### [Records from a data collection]
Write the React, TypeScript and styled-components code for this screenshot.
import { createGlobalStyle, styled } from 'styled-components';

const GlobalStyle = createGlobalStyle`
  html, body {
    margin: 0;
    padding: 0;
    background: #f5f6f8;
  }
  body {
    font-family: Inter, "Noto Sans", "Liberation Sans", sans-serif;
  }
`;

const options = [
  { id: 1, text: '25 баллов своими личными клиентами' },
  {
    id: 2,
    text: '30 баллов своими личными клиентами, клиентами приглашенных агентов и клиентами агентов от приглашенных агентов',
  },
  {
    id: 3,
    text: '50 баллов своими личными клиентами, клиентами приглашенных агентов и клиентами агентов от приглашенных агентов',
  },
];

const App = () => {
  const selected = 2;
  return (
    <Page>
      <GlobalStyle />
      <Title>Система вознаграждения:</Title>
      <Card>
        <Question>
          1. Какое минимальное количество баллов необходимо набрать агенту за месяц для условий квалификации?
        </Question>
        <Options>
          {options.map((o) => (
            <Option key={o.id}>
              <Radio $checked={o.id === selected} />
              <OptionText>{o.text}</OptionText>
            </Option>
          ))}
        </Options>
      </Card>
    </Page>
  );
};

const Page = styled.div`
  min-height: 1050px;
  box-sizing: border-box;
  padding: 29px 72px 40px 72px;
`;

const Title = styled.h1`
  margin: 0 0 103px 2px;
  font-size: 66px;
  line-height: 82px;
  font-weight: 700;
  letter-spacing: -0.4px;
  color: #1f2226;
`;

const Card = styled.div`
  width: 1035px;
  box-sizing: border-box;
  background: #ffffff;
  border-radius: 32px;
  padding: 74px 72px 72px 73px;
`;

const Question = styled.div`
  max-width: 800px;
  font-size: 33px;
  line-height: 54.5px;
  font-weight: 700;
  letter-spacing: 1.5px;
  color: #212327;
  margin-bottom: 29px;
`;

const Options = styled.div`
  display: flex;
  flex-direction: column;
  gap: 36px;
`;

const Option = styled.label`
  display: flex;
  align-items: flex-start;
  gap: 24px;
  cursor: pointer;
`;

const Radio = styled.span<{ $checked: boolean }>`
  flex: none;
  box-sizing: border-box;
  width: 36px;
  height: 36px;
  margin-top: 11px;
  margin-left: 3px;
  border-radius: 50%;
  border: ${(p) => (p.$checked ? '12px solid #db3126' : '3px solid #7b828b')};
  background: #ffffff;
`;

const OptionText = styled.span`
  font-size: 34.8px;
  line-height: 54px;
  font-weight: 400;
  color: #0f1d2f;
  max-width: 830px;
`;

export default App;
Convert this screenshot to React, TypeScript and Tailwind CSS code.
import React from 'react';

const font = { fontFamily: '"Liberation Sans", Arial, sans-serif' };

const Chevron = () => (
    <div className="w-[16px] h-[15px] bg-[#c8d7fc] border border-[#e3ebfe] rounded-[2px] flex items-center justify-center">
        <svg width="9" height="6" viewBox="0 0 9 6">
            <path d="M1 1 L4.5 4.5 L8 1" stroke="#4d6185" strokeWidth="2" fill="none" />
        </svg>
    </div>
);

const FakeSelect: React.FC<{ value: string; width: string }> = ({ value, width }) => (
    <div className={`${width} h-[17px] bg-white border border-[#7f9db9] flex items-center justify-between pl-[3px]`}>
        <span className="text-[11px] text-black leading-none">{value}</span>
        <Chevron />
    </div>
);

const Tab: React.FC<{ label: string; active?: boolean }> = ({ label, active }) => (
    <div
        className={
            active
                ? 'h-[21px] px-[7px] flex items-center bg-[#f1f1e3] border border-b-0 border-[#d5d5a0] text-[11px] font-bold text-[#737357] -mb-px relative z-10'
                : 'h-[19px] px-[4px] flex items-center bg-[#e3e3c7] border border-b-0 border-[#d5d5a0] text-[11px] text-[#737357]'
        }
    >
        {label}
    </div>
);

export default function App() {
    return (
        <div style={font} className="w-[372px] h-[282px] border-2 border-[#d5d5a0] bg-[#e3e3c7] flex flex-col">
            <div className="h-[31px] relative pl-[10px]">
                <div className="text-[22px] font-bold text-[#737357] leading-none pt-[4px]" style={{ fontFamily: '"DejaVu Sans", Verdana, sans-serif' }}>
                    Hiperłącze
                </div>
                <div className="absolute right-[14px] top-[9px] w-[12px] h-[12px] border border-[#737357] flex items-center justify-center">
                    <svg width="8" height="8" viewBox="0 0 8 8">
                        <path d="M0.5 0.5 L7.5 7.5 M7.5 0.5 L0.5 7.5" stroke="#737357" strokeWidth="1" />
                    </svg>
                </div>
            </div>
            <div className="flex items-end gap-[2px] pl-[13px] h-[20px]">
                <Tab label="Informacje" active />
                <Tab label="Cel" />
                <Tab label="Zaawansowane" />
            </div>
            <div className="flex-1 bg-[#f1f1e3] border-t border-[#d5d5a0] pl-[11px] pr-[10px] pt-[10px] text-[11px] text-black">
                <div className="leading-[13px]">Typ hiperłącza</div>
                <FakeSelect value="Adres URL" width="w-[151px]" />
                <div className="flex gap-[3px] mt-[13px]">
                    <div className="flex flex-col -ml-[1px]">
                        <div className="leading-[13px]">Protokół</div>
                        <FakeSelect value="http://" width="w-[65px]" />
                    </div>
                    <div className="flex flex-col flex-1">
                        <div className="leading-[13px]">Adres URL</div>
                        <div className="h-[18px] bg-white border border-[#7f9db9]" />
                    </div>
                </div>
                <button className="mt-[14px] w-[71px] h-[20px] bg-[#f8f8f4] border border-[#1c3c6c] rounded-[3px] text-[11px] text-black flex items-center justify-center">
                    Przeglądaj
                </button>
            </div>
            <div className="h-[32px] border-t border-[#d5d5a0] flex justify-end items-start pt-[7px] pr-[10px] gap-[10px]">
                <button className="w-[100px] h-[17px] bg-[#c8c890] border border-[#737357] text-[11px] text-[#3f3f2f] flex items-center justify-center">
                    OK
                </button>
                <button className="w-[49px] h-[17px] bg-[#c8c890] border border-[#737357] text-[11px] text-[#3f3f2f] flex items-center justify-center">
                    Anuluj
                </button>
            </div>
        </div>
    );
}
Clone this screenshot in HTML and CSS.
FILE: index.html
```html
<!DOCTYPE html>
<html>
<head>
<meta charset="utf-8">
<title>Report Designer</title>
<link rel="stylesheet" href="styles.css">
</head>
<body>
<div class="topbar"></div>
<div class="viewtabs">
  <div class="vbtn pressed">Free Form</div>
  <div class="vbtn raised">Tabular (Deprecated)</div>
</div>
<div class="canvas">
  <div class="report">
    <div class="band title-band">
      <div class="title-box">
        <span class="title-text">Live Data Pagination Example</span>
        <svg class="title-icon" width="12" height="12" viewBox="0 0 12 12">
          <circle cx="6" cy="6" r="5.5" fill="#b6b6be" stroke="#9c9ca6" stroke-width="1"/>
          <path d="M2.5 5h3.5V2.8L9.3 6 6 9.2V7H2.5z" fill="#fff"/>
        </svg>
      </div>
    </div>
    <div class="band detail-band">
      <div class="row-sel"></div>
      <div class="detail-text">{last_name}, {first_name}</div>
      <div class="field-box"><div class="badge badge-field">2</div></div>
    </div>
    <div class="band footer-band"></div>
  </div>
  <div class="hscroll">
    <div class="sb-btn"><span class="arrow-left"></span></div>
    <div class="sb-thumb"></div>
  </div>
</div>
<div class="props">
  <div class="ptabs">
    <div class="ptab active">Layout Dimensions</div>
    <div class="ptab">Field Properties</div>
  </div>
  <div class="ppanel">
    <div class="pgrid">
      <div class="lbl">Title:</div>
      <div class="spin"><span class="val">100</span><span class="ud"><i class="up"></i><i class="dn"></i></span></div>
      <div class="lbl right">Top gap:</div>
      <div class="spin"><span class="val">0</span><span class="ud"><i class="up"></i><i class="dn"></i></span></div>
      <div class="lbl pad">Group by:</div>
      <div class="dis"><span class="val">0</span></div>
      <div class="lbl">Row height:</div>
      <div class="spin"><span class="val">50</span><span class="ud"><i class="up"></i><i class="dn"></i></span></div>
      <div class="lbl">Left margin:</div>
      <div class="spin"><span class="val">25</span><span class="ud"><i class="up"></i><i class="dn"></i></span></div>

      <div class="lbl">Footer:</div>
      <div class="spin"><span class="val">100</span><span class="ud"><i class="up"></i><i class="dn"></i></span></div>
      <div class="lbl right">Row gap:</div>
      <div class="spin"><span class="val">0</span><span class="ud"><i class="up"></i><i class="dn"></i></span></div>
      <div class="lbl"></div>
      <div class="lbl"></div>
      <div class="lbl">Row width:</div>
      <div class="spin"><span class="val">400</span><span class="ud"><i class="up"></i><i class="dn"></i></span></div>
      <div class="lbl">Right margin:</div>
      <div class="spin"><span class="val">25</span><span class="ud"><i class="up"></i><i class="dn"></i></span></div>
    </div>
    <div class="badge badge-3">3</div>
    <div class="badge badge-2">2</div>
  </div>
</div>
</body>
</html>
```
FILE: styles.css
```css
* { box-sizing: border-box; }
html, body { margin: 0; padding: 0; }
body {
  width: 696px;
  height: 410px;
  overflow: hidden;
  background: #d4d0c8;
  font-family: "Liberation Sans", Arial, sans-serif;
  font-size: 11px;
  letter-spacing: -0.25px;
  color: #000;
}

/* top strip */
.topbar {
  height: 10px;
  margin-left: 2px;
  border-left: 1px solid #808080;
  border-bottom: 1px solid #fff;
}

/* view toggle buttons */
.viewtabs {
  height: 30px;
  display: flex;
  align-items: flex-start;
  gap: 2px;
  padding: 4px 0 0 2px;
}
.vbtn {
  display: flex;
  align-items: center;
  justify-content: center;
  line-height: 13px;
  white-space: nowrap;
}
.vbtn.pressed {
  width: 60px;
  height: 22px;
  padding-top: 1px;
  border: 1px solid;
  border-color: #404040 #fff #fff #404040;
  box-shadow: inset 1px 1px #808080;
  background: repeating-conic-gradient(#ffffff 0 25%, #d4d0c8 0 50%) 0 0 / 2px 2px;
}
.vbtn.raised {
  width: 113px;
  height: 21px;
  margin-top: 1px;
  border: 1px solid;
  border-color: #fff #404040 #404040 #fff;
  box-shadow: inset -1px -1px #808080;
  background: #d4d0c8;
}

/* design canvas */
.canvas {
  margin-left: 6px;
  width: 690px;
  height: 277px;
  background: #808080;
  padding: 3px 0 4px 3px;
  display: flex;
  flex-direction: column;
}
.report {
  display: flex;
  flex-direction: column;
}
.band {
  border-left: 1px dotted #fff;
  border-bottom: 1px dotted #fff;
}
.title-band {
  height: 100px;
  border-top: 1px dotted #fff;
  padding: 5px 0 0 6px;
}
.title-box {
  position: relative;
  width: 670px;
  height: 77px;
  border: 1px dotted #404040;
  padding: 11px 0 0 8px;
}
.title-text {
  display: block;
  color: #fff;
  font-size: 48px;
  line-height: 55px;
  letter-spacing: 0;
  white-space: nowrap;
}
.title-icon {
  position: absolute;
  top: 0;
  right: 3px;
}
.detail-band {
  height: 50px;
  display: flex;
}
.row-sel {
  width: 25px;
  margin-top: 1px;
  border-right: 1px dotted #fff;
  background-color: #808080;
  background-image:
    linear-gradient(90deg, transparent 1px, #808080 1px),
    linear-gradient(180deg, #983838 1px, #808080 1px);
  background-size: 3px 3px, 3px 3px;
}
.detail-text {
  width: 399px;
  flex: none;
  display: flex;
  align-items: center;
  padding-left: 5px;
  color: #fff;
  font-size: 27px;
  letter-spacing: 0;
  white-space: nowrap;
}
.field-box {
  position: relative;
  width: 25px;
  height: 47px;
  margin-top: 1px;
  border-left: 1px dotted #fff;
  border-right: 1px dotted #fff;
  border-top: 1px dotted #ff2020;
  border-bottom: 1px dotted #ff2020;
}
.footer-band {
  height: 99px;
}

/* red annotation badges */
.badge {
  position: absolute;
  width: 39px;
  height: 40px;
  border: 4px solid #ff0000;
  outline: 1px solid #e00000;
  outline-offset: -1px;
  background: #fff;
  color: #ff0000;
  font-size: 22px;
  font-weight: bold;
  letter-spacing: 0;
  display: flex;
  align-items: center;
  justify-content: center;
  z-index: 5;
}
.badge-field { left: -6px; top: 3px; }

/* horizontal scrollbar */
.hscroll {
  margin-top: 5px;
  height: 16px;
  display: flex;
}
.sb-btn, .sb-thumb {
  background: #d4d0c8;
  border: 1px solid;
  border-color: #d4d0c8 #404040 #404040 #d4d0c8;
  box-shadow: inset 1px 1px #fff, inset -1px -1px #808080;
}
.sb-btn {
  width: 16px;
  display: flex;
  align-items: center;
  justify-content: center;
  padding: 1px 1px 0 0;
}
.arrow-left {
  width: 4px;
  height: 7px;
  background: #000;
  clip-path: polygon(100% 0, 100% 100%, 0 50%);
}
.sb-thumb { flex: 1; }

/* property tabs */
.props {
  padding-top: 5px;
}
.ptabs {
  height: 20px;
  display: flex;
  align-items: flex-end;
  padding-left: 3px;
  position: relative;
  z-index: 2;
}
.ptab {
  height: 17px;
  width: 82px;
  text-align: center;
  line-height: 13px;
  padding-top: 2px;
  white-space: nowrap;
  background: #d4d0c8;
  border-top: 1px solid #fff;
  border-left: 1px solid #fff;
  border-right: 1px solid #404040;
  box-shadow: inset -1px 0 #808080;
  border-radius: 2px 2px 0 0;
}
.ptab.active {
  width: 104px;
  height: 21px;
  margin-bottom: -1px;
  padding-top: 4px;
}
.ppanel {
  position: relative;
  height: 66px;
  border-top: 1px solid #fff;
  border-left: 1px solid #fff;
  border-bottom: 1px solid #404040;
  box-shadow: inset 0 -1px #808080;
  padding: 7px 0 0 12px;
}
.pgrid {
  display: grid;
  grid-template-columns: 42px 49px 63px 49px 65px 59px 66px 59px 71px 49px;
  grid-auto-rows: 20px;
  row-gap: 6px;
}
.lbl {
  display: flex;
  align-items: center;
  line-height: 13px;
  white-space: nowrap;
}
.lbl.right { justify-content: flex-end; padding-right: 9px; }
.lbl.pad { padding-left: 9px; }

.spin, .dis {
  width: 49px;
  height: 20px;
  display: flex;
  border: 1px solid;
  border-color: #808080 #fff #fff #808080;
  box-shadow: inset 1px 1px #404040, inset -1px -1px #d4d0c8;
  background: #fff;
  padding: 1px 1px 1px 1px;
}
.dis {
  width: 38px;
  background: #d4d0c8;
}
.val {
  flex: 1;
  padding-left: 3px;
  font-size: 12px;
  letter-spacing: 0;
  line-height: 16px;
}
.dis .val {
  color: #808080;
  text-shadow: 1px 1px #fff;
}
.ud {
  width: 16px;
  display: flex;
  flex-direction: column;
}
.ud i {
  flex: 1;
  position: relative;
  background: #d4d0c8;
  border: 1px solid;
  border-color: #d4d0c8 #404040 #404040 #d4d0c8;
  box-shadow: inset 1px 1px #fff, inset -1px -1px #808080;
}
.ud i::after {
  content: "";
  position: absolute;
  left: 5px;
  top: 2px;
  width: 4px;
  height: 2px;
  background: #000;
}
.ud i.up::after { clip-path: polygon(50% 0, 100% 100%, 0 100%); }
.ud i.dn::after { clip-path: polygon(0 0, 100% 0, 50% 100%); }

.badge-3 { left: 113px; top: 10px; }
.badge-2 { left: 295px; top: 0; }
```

### [Exercise]
Select every line of the records holding the string "components".

### [Answer below]
Write the React, TypeScript and styled-components code for this screenshot.
import { createGlobalStyle, styled } from 'styled-components';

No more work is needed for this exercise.